One of the most significant issues I encountered with MyMind was related to its import functionality. Unfortunately, the service does not offer any options for importing content, and instead recommends starting afresh with their platform. This posed a significant challenge for me, as I already had a well-organized library of content that I was eager to use with MyMind. Unfortunately, moving to MyMind meant that I would have to either give up my existing bookmarks or continue to use two separate apps simultaneously, which was far from ideal. As a result, I found this aspect of the service to be quite frustrating and not well-suited to users who already have an established library of content.

I decided not to switch to MyMind due to the underwhelming performance of its auto-tagging feature and lack of import options.
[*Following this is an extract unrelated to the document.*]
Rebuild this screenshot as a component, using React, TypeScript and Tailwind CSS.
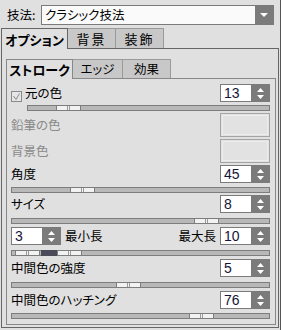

Given the subscription fee, I found that the free version of Raindrop provided better value and more robust functionality compared to MyMind.

To make MyMind more user-friendly and seamless for all types of users, the developers should focus more on enhancing the functionality and practicality of the service, rather than just the design. A more customizable homepage layout and an indicator to differentiate between newly added and processed items would be highly beneficial for users who have to manually process items. Additionally, MyMind should ensure that both automatically generated and manually added tags are displayed for each item. By addressing these issues, MyMind could significantly improve the user experience and better meet the needs of its users.

I have been following MyMind's development for over a year and have noticed significant growth and feature enhancements that improve its overall functionality. Despite my reservations, I am impressed by the progress made by the team behind the app. Moving forward, I hope that they continue to iterate and improve the service's functionality to make it more user-friendly. As a result, I am keen to follow MyMind's roadmap and see where it takes the app. If the developers can address the issues, I am open to switching to MyMind in the future.